Ich bin nicht ganz einverstanden damit, daß dies so sein soll.

* Mir bleibt allerdings der Januartag im Jahre 1999 unvergessen, wo wir zusammen mit einer großen Gruppe spanischer Pilger und anderen Touristen in Richtung Tempelplatz in der Jerusalemer Altstadt gingen, während eine nach Zehntausenden zählende Menge von Moslems aus der Al-Aqsa-Moschee strömte. Dort war gerade das Freitagsgebet des Fastenmonats Ramadan zu Ende gegangen. Das Gedränge in der Altstadt war beängstigend, aber der Friede zwischen den Religionen erschien zu keiner Sekunde gefährdet zu sein.

2 Kommentare:

Peter Oberschelp hat gesagt…

1. Gepriesen sei Der, Der bei Nacht Seinen Diener von der heiligen Moschee zu der fernen Moschee, deren Umgebung Wir gesegnet haben, hinführte, auf daß Wir ihm einige Unserer Zeichen zeigten.

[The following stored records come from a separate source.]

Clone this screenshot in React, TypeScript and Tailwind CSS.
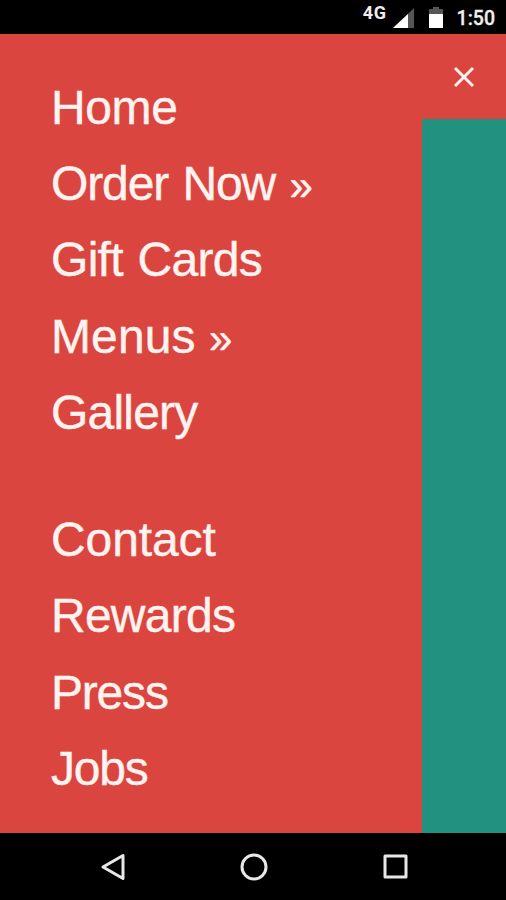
import React from 'react';

interface MenuItem {
  label: string;
  spacing: string;
  hasSubmenu?: boolean;
}

const primaryItems: MenuItem[] = [
  { label: 'Home', spacing: 'tracking-[-0.4px]' },
  { label: 'Order Now', spacing: 'tracking-[-1.1px] [word-spacing:2px]', hasSubmenu: true },
  { label: 'Gift Cards', spacing: 'tracking-[-0.7px] [word-spacing:2px]' },
  { label: 'Menus', spacing: 'tracking-[0.1px]', hasSubmenu: true },
  { label: 'Gallery', spacing: 'tracking-[-0.8px]' },
];

const secondaryItems: MenuItem[] = [
  { label: 'Contact', spacing: 'tracking-[-0.1px]' },
  { label: 'Rewards', spacing: 'tracking-[-0.75px]' },
  { label: 'Press', spacing: 'tracking-[-1.2px]' },
  { label: 'Jobs', spacing: 'tracking-[-1.2px]' },
];

const StatusBar: React.FC = () => (
  <div className="flex h-[34px] shrink-0 justify-end bg-black text-[#eee]">
    <span className="mt-[4px] mr-[6px] font-['Roboto',sans-serif] text-[18px] leading-[18px] font-bold tracking-[0.6px]">4G</span>
    <svg className="mt-[8px] mr-[15px]" width="21" height="20" viewBox="0 0 21 20">
      <path d="M21 0V20H0Z" fill="#555" />
      <path d="M15 6V20H0Z" fill="#fff" />
    </svg>
    <svg className="mt-[7px] mr-[14px]" width="14" height="21" viewBox="0 0 14 21">
      <path d="M4 0h6v2h4v5H0V2h4Z" fill="#555" />
      <path d="M0 7h14v14H0Z" fill="#fff" />
    </svg>
    <span className="mt-[8px] mr-[11px] font-['Roboto',sans-serif] text-[19.5px] leading-[22px] font-medium [-webkit-text-stroke:0.3px_#eee]">1:50</span>
  </div>
);

const MenuList: React.FC<{ items: MenuItem[] }> = ({ items }) => (
  <ul>
    {items.map(item => (
      <li key={item.label} className="flex h-[76.3px] items-center">
        <a href="#" className={`text-[48px] leading-none whitespace-nowrap [-webkit-text-stroke:0.4px_#fff3ef] ${item.spacing}`}>
          {item.label}
          {item.hasSubmenu && <> <span className="text-[42px] leading-none">»</span></>}
        </a>
      </li>
    ))}
  </ul>
);

const NavBar: React.FC = () => (
  <div className="flex h-[67px] shrink-0 items-center justify-center gap-[115px] bg-black pl-px">
    <svg width="25" height="28" viewBox="0 0 25 28" fill="none" stroke="#e8e8e8" strokeWidth="3">
      <path d="M23 2.5V25.5L3 14Z" strokeLinejoin="round" />
    </svg>
    <svg width="28" height="28" viewBox="0 0 28 28" fill="none" stroke="#e8e8e8" strokeWidth="3">
      <circle cx="14" cy="14" r="12" />
    </svg>
    <svg width="25" height="25" viewBox="0 0 25 25" fill="none" stroke="#e8e8e8" strokeWidth="3">
      <rect x="2" y="2" width="21" height="21" strokeLinejoin="round" />
    </svg>
  </div>
);

const App: React.FC = () => {
  return (
    <div className="flex h-[900px] w-[506px] flex-col overflow-hidden">
      <StatusBar />
      <div className="flex min-h-0 flex-1 bg-[#239180]">
        <nav className="w-[422px] bg-[#da4540] pt-[35.6px] pl-[51px] font-['Liberation_Sans',sans-serif] text-[#fff3ef]">
          <MenuList items={primaryItems} />
          <div className="h-[50.7px]" />
          <MenuList items={secondaryItems} />
        </nav>
        <button aria-label="Close menu" className="flex h-[85px] w-[84px] items-center justify-center bg-[#da4540]">
          <svg width="22" height="22" viewBox="0 0 22 22" stroke="#fff3ef" strokeWidth="3">
            <path d="M2 2L20 20M20 2L2 20" />
          </svg>
        </button>
      </div>
      <NavBar />
    </div>
  );
};

export default App;
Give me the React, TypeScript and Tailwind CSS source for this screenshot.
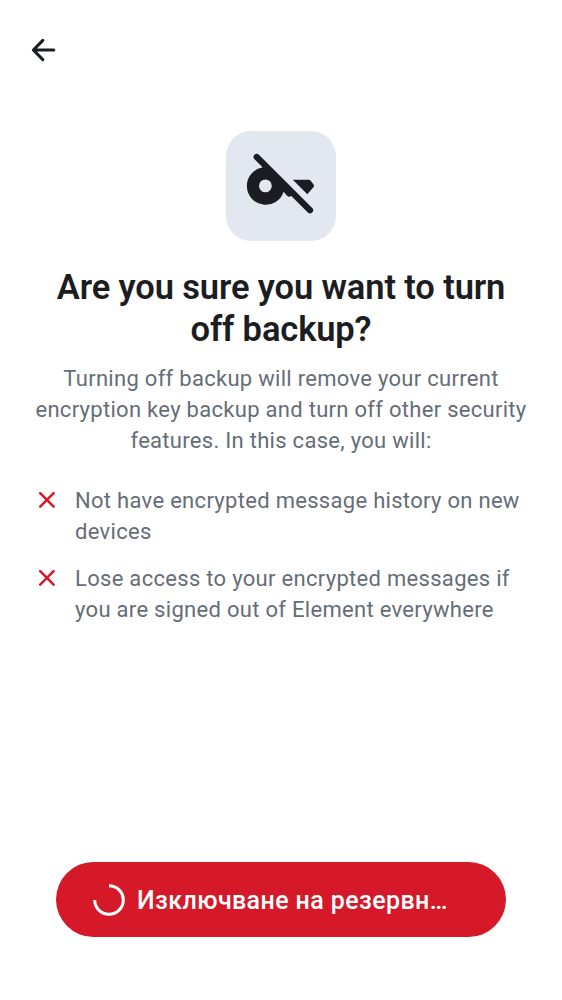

Wahrlich, Er ist der Allhörende, der Allsehende.

Nimmt man diesen ersten Vers für sich, ohne jede Vor- oder Nachbereitung, so scheint er die Auffassung, der Koran sei poetisch zu lesen, nachdrücklich zu unterstützen. Alles schwebt im weichen Mondlicht und ist auf schöne Weise klar und zugleich völlig unklar, d.h. endlosen Interpretationen offen. Warum in der Nacht, muß die Heilige Moschee nicht weiter bestimmt werden, und welche ist die Ferne Moschee? Einige Zeichen, wieviele und welche und welche nicht? Und dann wieder, das ist offenbar eine Formel, Gottes Allmacht im Hören und Sehen gegenüber unserem, so muß man annehmen, ganz außerordentlich beschränkten Vermögen.

Man müßte sich umso mehr fragen, warum der Koran, wenn das denn sein genereller Duktus sein sollte, dann doch derart eindeutigen und auch harten Ableitungen ermöglicht.

Christian Runkel hat gesagt…

Peter, eines der Ziele, die ich mit meinem Blog erreichen möchte, ist, genau das herauszufinden, wonach Du fragst.

Nach dem Lesen von 18 Suren und fast 300 Seiten Koran vermute ich, daß die Antwort sein wird: es gibt diese harten Ableitungen nur über den Weg der Auslegungen / Hadithe und der apokryphen Schriften.

Der Koran selbst ist tatsächlich im Kern poetisch-ungenau und deshalb ein eher friedliches Gedicht - so sehe ich es bisher.